Taphouse: A bit like Ale House (see above), this is largely a marketing term to let you know that, shock horror, this drinking hole offers drinks on tap, but isn’t a yuck-disgusting-spit-hack PUB, how awful and common! Generally a term adopted by establishments pretending to be something but not actually curious or bothered enough to actually do properly.
Taproom: (see above) – but smaller.
Tafarn (Welsh): See Tavern
Tavern: Pubs often converted from workshops/sheds/small barns, but nowadays this is simply another word that has travelled with us down the years and had its meaning bent and hewn to mean whatever you like, within reason. Want to call your craft-ale venue in a 1970s shopping arcade a tavern? Go right ahead. Being purist about it, my idea of a tavern is a multi-storey pub with exposed beams, a central bar area and table service.
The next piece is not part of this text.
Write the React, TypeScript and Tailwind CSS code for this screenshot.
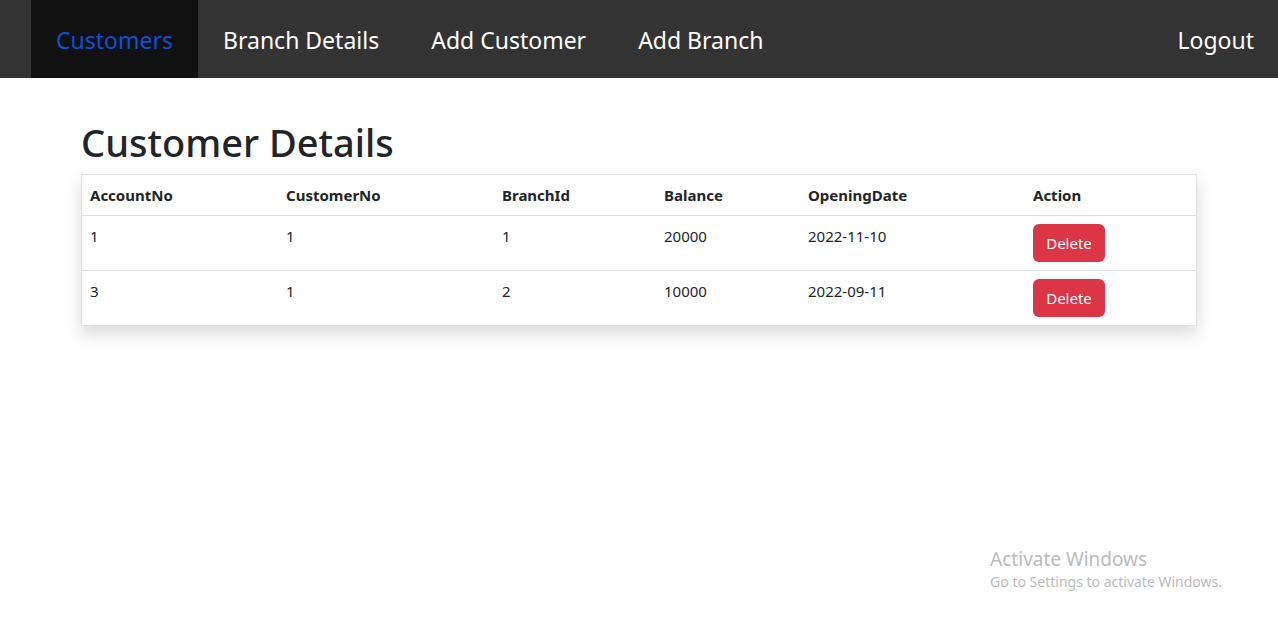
const links = [
  { label: 'Branch Details', href: '#branches' },
  { label: 'Add Customer', href: '#add-customer' },
  { label: 'Add Branch', href: '#add-branch' },
];

const columns = [
  { label: 'AccountNo', width: 'w-[196px]' },
  { label: 'CustomerNo', width: 'w-[216px]' },
  { label: 'BranchId', width: 'w-[162px]' },
  { label: 'Balance', width: 'w-[144px]' },
  { label: 'OpeningDate', width: 'w-[225px]' },
  { label: 'Action', width: 'w-auto' },
];

const rows = [
  ['1', '1', '1', '20000', '2022-11-10'],
  ['3', '1', '2', '10000', '2022-09-11'],
];

export default function App() {
  return (
    <div className="flex min-h-screen flex-col bg-white font-['Noto_Sans','Open_Sans',sans-serif] text-[#212529]">
      <nav className="flex justify-between bg-[#333] pl-[31px] text-[23px] leading-9 text-white">
        <div className="flex">
          <a href="#customers" aria-current="page" className="bg-[#111] px-[25px] pt-[22px] pb-5 text-[#0d50d8]">
            Customers
          </a>
          <div className="flex gap-0.5">
            {links.map(({ label, href }) => (
              <a key={label} href={href} className="px-[25px] pt-[22px] pb-5">
                {label}
              </a>
            ))}
          </div>
        </div>
        <a href="#logout" className="px-6 pt-[22px] pb-5">
          Logout
        </a>
      </nav>

      <main className="px-[81px] pt-10">
        <h1 className="mb-2 text-[38px] leading-12 font-medium">Customer Details</h1>
        <div className="border border-[#dee2e6] shadow-[0_8px_16px_rgba(0,0,0,0.15)]">
          <table className="w-full table-fixed border-separate border-spacing-0 text-left text-[15px] leading-6">
            <thead>
              <tr>
                {columns.map(({ label, width }) => (
                  <th key={label} className={`${width} p-2 font-bold`}>
                    {label}
                  </th>
                ))}
              </tr>
            </thead>
            <tbody>
              {rows.map((cells) => (
                <tr key={cells[0]} className="align-top">
                  {cells.map((cell, i) => (
                    <td key={i} className="border-t border-[#dee2e6] p-2">
                      {cell}
                    </td>
                  ))}
                  <td className="border-t border-[#dee2e6] p-2">
                    <button type="button" className="block h-[38px] w-[72px] rounded-md bg-[#dc3545] text-[15px] text-white">
                      Delete
                    </button>
                  </td>
                </tr>
              ))}
            </tbody>
          </table>
        </div>
      </main>

      <aside className="mt-auto mr-14 mb-[30px] self-end text-[#bbb]">
        <p className="text-[19px] leading-6">Activate Windows</p>
        <p className="text-sm leading-[22px]">Go to Settings to activate Windows.</p>
      </aside>
    </div>
  );
}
Don’t assume you’ll be getting that.
Tiki Bar: Hawaiian-themed cocktail bars inspired by beachside drinking. Amazingly, rather than simply being another theme pub they are spoken of in such specific terms I feel obliged to include this as a specific thing.
Vycep (Czech): Czech word for tap, referring plainly to a tap room. This may be smaller and simpler in style to a traditional Czech pub and will predominantly focus on tapped beer.
Wodka I Piwo bar (Polish): Usually a small venue with a young crowd. Knock back a vodka and stand around with your friends supping your beer. As you’d expect, these places are loud and energetic, while the emphasis is often not on the décor.
Zoiglstube: (German) A term for a family enterprise who make use of municipal brewing facilities to make their own beer, and then invite families in their town to their house. Zoigl means ‘star’, and the star (which is identical to the Star of David) is hung outside their house at times of the month where they are open for business. Outside of a few villages in Northern Franconia near the Czech border who partly keep the tradition alive for the sake of novelty, this type of pub is dead. If you are interested I strongly recommend trying to visit.